- **TASK PROMPT**
Take every line that has the string "components" and copy it out.

— START PROVIDED MATERIAL —

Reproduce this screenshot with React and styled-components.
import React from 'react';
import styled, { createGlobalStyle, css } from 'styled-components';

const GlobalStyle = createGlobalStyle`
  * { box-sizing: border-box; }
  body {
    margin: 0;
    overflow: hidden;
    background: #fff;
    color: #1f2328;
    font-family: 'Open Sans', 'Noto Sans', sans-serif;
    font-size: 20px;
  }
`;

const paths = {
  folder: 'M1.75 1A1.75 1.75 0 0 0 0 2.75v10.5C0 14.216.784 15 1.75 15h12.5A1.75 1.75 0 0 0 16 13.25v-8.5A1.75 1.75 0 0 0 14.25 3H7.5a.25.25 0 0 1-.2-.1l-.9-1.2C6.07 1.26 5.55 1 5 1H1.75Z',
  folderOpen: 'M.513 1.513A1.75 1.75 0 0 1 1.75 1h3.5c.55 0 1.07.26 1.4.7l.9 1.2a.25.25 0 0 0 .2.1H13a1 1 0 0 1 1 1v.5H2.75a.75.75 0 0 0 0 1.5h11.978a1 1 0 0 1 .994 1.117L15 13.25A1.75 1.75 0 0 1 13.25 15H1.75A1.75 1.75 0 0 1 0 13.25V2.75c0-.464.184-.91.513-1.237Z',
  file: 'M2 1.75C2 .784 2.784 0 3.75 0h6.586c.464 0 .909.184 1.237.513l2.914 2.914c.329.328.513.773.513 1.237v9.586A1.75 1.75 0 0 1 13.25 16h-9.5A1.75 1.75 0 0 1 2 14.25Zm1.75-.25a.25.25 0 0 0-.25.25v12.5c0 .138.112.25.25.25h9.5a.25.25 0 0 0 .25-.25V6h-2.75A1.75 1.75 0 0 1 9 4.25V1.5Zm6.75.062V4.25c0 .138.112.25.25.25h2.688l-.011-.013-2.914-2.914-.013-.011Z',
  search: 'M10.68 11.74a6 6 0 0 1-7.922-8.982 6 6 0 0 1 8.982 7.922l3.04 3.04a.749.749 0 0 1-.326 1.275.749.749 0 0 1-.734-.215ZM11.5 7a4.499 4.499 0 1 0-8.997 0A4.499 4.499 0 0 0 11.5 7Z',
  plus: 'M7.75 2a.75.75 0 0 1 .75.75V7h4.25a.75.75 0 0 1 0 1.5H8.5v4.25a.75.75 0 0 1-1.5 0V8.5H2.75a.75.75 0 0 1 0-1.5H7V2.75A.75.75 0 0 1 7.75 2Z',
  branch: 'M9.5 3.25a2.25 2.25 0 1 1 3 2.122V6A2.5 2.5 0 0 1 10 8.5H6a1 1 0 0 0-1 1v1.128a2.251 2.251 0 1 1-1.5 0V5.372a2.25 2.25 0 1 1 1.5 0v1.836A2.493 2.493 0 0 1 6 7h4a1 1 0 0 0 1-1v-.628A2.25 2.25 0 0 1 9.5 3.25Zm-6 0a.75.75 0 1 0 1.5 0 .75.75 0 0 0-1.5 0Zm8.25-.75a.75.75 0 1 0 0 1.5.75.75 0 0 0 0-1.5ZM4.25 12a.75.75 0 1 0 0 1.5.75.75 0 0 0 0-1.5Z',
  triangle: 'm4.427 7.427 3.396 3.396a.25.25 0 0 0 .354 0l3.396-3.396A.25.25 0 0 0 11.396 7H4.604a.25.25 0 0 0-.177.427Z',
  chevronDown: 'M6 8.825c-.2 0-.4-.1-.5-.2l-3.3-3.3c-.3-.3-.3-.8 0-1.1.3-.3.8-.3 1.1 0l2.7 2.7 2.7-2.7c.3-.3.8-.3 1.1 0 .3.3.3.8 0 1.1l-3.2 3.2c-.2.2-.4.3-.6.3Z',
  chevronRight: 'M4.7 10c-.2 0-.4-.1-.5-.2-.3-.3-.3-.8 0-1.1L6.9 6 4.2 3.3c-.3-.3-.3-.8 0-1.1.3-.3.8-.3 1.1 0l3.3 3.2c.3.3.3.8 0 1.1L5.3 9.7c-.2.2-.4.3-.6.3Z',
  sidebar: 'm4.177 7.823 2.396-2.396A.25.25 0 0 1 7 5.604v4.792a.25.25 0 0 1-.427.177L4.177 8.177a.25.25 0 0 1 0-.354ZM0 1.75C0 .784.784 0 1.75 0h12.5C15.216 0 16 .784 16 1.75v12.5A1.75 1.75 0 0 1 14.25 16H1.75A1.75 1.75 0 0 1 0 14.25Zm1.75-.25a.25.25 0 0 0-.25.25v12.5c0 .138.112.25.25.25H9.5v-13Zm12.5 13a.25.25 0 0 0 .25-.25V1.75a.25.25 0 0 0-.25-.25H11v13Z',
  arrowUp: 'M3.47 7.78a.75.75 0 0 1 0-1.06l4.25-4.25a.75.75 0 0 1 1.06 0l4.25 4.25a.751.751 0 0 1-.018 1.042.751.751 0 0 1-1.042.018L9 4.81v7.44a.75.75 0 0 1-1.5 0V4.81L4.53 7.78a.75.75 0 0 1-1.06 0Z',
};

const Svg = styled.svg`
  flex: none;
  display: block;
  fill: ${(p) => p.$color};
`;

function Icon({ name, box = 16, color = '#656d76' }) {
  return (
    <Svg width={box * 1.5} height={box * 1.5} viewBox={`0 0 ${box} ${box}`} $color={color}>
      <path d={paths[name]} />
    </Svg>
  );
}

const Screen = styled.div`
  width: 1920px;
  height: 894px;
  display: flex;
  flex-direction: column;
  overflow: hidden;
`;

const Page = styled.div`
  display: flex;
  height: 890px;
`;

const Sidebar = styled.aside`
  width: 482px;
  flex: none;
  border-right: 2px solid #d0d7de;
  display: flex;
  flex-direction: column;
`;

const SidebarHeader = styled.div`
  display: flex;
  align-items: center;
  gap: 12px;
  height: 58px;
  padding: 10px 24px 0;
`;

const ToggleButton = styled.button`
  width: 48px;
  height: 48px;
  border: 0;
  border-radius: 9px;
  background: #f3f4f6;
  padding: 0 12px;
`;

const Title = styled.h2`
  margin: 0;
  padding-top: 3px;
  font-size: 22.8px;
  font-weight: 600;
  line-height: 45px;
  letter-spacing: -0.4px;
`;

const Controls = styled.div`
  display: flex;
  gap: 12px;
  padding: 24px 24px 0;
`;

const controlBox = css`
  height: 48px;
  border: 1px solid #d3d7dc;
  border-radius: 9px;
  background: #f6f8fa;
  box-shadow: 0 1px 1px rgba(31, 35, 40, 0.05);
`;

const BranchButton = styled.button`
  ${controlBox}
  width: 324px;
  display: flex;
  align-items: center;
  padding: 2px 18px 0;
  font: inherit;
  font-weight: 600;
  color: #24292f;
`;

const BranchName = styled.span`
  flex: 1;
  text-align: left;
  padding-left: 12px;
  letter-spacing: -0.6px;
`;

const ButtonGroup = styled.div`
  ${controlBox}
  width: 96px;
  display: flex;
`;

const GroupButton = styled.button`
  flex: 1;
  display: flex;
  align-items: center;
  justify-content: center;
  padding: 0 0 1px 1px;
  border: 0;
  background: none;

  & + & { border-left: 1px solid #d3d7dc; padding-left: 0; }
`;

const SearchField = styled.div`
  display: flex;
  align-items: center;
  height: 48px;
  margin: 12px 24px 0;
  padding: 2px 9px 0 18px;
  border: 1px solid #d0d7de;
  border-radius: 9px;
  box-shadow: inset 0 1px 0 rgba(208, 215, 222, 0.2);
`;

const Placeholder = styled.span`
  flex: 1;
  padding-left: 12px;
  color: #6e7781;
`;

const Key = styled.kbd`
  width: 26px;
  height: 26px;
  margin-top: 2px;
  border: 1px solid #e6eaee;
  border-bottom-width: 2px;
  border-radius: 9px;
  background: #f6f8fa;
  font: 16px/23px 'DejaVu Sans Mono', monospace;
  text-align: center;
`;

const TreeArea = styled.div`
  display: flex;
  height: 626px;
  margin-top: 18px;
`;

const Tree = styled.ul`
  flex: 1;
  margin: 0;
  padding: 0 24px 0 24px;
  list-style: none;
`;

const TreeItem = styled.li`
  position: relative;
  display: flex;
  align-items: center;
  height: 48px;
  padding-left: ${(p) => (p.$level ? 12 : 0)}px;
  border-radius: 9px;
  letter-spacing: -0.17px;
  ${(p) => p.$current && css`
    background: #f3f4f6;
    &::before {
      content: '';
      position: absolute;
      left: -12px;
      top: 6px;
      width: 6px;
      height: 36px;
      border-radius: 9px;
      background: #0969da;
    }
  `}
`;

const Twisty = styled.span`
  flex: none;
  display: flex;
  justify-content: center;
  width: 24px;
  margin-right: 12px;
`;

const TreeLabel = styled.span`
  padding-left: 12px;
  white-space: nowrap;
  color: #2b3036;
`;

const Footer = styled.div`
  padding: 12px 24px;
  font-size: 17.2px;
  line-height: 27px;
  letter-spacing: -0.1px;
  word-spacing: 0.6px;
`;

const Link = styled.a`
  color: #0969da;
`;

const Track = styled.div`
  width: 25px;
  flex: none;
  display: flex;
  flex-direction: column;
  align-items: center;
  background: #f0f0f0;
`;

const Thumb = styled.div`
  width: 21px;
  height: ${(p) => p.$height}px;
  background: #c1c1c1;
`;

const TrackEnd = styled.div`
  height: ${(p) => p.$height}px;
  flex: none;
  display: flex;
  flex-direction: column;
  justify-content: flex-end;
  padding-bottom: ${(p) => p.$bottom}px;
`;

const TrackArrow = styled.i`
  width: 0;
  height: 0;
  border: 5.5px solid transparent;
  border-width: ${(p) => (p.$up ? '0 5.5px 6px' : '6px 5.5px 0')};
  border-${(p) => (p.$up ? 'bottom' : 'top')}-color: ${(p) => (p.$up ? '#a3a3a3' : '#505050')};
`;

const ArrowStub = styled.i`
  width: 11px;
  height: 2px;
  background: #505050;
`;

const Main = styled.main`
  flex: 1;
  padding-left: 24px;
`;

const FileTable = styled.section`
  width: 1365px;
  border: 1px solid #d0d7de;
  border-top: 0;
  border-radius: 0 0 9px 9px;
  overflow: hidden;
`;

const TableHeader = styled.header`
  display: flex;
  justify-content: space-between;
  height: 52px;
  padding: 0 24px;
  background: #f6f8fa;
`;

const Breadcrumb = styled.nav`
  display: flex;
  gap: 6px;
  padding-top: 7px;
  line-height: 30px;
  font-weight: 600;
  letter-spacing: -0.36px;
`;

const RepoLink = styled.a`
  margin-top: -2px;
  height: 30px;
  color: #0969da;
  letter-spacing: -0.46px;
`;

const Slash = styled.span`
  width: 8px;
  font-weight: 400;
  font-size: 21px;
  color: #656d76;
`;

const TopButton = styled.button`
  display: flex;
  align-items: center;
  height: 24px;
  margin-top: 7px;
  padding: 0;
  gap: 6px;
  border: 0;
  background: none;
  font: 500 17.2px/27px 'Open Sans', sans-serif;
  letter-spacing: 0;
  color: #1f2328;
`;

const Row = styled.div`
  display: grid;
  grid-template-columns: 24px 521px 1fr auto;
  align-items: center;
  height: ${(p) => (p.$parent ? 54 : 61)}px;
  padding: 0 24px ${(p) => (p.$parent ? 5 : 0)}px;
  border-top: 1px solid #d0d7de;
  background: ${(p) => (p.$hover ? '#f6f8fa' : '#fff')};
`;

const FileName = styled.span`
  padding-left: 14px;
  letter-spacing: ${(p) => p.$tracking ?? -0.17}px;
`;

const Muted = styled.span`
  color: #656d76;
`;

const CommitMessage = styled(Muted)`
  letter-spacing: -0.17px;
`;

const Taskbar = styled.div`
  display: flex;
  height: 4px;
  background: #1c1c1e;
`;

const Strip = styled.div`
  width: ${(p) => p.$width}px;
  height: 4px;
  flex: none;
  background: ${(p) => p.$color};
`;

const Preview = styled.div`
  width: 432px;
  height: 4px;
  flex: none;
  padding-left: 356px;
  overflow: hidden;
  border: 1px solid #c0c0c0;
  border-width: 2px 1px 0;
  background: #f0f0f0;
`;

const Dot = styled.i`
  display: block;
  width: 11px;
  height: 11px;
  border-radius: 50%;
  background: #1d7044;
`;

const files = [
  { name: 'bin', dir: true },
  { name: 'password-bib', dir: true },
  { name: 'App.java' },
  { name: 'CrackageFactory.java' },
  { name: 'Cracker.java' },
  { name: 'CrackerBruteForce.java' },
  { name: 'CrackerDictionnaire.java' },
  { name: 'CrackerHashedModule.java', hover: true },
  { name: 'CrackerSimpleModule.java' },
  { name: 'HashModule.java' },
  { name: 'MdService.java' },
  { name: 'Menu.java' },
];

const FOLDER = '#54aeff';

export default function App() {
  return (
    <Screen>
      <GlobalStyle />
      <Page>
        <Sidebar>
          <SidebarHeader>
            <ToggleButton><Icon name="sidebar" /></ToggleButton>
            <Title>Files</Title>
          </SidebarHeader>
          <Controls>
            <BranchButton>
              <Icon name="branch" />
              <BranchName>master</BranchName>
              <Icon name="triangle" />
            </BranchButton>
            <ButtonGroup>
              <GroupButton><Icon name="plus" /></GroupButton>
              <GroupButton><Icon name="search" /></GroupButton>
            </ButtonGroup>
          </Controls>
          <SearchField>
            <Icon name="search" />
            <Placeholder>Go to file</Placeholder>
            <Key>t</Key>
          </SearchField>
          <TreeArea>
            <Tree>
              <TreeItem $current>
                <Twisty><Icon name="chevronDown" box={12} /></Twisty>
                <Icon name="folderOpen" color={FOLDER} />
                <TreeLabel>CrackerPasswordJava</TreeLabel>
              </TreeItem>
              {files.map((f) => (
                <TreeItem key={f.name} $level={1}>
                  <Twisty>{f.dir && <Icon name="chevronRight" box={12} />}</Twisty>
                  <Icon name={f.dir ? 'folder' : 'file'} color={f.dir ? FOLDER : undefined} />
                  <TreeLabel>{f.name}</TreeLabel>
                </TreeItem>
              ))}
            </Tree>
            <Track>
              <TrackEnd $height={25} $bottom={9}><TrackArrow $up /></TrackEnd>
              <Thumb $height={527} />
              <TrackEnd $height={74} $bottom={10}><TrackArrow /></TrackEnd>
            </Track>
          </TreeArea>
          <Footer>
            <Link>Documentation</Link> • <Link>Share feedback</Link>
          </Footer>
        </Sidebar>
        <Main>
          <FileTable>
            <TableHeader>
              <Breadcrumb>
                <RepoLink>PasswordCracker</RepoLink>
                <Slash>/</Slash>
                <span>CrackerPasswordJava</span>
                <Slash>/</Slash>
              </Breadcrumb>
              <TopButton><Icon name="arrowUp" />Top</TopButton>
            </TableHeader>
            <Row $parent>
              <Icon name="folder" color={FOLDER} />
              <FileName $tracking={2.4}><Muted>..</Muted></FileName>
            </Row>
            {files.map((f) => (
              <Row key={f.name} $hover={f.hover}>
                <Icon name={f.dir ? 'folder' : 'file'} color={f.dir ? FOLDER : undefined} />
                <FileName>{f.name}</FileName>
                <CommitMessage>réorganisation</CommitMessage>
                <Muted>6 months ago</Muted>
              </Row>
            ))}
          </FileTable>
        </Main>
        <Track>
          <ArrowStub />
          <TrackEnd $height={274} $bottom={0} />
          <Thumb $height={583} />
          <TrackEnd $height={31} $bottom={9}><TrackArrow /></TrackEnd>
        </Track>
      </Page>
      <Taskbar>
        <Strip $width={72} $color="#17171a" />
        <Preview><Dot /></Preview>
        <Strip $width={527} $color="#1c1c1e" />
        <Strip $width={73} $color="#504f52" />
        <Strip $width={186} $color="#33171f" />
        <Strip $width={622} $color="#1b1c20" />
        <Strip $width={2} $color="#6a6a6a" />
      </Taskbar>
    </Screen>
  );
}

— END PROVIDED MATERIAL —

- **THE COMPLETED TASK**
Reproduce this screenshot with React and styled-components.
import styled, { createGlobalStyle, css } from 'styled-components';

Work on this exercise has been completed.